§ **MATERIAL PROVIDED**

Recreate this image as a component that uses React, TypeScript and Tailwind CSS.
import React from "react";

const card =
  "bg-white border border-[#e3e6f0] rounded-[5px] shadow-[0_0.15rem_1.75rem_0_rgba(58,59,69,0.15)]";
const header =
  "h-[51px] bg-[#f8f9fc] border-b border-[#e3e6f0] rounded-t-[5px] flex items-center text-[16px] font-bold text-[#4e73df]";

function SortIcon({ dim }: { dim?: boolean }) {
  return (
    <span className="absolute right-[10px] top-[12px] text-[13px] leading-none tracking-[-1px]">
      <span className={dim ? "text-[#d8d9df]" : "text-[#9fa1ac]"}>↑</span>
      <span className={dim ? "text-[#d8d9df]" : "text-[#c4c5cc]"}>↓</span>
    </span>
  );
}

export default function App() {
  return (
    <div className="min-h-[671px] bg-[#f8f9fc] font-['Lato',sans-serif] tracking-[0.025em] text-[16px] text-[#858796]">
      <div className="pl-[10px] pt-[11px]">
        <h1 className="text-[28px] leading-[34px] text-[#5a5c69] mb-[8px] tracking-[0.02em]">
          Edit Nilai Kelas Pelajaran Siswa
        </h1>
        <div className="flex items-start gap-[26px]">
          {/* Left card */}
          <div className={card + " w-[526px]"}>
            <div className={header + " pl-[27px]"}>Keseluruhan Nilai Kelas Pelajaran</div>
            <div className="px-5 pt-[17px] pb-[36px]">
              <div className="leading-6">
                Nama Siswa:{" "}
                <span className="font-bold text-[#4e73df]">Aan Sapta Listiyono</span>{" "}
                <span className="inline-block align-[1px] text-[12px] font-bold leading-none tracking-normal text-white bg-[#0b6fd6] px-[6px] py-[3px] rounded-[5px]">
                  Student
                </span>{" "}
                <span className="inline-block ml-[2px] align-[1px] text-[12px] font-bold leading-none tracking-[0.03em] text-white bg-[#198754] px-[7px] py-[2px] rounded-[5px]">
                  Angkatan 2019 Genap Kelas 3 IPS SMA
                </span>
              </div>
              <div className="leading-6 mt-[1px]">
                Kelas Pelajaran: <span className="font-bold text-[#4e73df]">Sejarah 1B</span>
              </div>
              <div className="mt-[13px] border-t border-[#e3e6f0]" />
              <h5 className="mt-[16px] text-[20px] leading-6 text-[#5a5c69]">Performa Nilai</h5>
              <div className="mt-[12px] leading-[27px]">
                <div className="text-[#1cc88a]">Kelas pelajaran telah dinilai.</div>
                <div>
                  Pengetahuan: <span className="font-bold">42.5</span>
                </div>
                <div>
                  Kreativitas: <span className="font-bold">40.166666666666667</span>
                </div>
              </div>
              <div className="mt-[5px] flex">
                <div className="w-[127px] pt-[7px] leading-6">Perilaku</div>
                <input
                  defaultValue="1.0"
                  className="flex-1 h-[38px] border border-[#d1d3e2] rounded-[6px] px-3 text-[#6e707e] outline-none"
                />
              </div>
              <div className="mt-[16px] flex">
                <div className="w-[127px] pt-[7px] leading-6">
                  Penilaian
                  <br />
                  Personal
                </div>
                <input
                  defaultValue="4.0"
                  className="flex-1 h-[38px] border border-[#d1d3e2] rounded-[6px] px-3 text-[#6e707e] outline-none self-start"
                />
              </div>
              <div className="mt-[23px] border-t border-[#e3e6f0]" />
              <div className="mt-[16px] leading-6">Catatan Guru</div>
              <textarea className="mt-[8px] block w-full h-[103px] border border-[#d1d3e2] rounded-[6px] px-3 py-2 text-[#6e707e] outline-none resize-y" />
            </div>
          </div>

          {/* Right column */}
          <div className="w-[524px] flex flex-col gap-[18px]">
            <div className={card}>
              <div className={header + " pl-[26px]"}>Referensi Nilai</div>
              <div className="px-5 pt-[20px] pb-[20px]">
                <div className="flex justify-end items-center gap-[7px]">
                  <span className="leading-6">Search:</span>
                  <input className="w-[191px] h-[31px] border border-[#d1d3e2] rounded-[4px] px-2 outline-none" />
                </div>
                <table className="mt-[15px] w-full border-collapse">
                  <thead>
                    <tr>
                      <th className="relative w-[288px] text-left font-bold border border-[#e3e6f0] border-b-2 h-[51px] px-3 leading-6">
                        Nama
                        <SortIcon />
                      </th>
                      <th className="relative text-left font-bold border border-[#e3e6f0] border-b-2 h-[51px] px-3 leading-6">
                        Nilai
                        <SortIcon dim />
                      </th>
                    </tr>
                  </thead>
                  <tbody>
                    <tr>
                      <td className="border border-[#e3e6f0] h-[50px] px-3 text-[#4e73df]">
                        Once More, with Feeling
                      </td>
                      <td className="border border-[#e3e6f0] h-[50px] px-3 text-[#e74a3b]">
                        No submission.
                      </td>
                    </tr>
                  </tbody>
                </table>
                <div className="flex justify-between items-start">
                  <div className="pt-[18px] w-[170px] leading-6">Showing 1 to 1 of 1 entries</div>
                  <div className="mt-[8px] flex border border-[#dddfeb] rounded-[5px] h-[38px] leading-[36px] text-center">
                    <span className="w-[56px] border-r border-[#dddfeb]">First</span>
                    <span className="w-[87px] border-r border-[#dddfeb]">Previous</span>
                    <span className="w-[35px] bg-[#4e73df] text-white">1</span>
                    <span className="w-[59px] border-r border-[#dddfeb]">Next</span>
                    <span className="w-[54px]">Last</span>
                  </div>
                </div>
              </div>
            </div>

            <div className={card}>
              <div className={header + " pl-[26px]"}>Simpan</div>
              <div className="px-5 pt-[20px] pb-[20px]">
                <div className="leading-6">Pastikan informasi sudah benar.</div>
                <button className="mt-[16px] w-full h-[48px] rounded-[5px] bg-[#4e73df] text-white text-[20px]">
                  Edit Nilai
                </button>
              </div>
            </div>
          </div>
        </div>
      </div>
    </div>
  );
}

§ **WHAT THE TASK REQUIRES**
Print the material once more, exactly.

§ **THE RESULT**
Recreate this image as a component that uses React, TypeScript and Tailwind CSS.
import React from "react";

const card =
  "bg-white border border-[#e3e6f0] rounded-[5px] shadow-[0_0.15rem_1.75rem_0_rgba(58,59,69,0.15)]";
const header =
  "h-[51px] bg-[#f8f9fc] border-b border-[#e3e6f0] rounded-t-[5px] flex items-center text-[16px] font-bold text-[#4e73df]";

function SortIcon({ dim }: { dim?: boolean }) {
  return (
    <span className="absolute right-[10px] top-[12px] text-[13px] leading-none tracking-[-1px]">
      <span className={dim ? "text-[#d8d9df]" : "text-[#9fa1ac]"}>↑</span>
      <span className={dim ? "text-[#d8d9df]" : "text-[#c4c5cc]"}>↓</span>
    </span>
  );
}

export default function App() {
  return (
    <div className="min-h-[671px] bg-[#f8f9fc] font-['Lato',sans-serif] tracking-[0.025em] text-[16px] text-[#858796]">
      <div className="pl-[10px] pt-[11px]">
        <h1 className="text-[28px] leading-[34px] text-[#5a5c69] mb-[8px] tracking-[0.02em]">
          Edit Nilai Kelas Pelajaran Siswa
        </h1>
        <div className="flex items-start gap-[26px]">
          {/* Left card */}
          <div className={card + " w-[526px]"}>
            <div className={header + " pl-[27px]"}>Keseluruhan Nilai Kelas Pelajaran</div>
            <div className="px-5 pt-[17px] pb-[36px]">
              <div className="leading-6">
                Nama Siswa:{" "}
                <span className="font-bold text-[#4e73df]">Aan Sapta Listiyono</span>{" "}
                <span className="inline-block align-[1px] text-[12px] font-bold leading-none tracking-normal text-white bg-[#0b6fd6] px-[6px] py-[3px] rounded-[5px]">
                  Student
                </span>{" "}
                <span className="inline-block ml-[2px] align-[1px] text-[12px] font-bold leading-none tracking-[0.03em] text-white bg-[#198754] px-[7px] py-[2px] rounded-[5px]">
                  Angkatan 2019 Genap Kelas 3 IPS SMA
                </span>
              </div>
              <div className="leading-6 mt-[1px]">
                Kelas Pelajaran: <span className="font-bold text-[#4e73df]">Sejarah 1B</span>
              </div>
              <div className="mt-[13px] border-t border-[#e3e6f0]" />
              <h5 className="mt-[16px] text-[20px] leading-6 text-[#5a5c69]">Performa Nilai</h5>
              <div className="mt-[12px] leading-[27px]">
                <div className="text-[#1cc88a]">Kelas pelajaran telah dinilai.</div>
                <div>
                  Pengetahuan: <span className="font-bold">42.5</span>
                </div>
                <div>
                  Kreativitas: <span className="font-bold">40.166666666666667</span>
                </div>
              </div>
              <div className="mt-[5px] flex">
                <div className="w-[127px] pt-[7px] leading-6">Perilaku</div>
                <input
                  defaultValue="1.0"
                  className="flex-1 h-[38px] border border-[#d1d3e2] rounded-[6px] px-3 text-[#6e707e] outline-none"
                />
              </div>
              <div className="mt-[16px] flex">
                <div className="w-[127px] pt-[7px] leading-6">
                  Penilaian
                  <br />
                  Personal
                </div>
                <input
                  defaultValue="4.0"
                  className="flex-1 h-[38px] border border-[#d1d3e2] rounded-[6px] px-3 text-[#6e707e] outline-none self-start"
                />
              </div>
              <div className="mt-[23px] border-t border-[#e3e6f0]" />
              <div className="mt-[16px] leading-6">Catatan Guru</div>
              <textarea className="mt-[8px] block w-full h-[103px] border border-[#d1d3e2] rounded-[6px] px-3 py-2 text-[#6e707e] outline-none resize-y" />
            </div>
          </div>

          {/* Right column */}
          <div className="w-[524px] flex flex-col gap-[18px]">
            <div className={card}>
              <div className={header + " pl-[26px]"}>Referensi Nilai</div>
              <div className="px-5 pt-[20px] pb-[20px]">
                <div className="flex justify-end items-center gap-[7px]">
                  <span className="leading-6">Search:</span>
                  <input className="w-[191px] h-[31px] border border-[#d1d3e2] rounded-[4px] px-2 outline-none" />
                </div>
                <table className="mt-[15px] w-full border-collapse">
                  <thead>
                    <tr>
                      <th className="relative w-[288px] text-left font-bold border border-[#e3e6f0] border-b-2 h-[51px] px-3 leading-6">
                        Nama
                        <SortIcon />
                      </th>
                      <th className="relative text-left font-bold border border-[#e3e6f0] border-b-2 h-[51px] px-3 leading-6">
                        Nilai
                        <SortIcon dim />
                      </th>
                    </tr>
                  </thead>
                  <tbody>
                    <tr>
                      <td className="border border-[#e3e6f0] h-[50px] px-3 text-[#4e73df]">
                        Once More, with Feeling
                      </td>
                      <td className="border border-[#e3e6f0] h-[50px] px-3 text-[#e74a3b]">
                        No submission.
                      </td>
                    </tr>
                  </tbody>
                </table>
                <div className="flex justify-between items-start">
                  <div className="pt-[18px] w-[170px] leading-6">Showing 1 to 1 of 1 entries</div>
                  <div className="mt-[8px] flex border border-[#dddfeb] rounded-[5px] h-[38px] leading-[36px] text-center">
                    <span className="w-[56px] border-r border-[#dddfeb]">First</span>
                    <span className="w-[87px] border-r border-[#dddfeb]">Previous</span>
                    <span className="w-[35px] bg-[#4e73df] text-white">1</span>
                    <span className="w-[59px] border-r border-[#dddfeb]">Next</span>
                    <span className="w-[54px]">Last</span>
                  </div>
                </div>
              </div>
            </div>

            <div className={card}>
              <div className={header + " pl-[26px]"}>Simpan</div>
              <div className="px-5 pt-[20px] pb-[20px]">
                <div className="leading-6">Pastikan informasi sudah benar.</div>
                <button className="mt-[16px] w-full h-[48px] rounded-[5px] bg-[#4e73df] text-white text-[20px]">
                  Edit Nilai
                </button>
              </div>
            </div>
          </div>
        </div>
      </div>
    </div>
  );
}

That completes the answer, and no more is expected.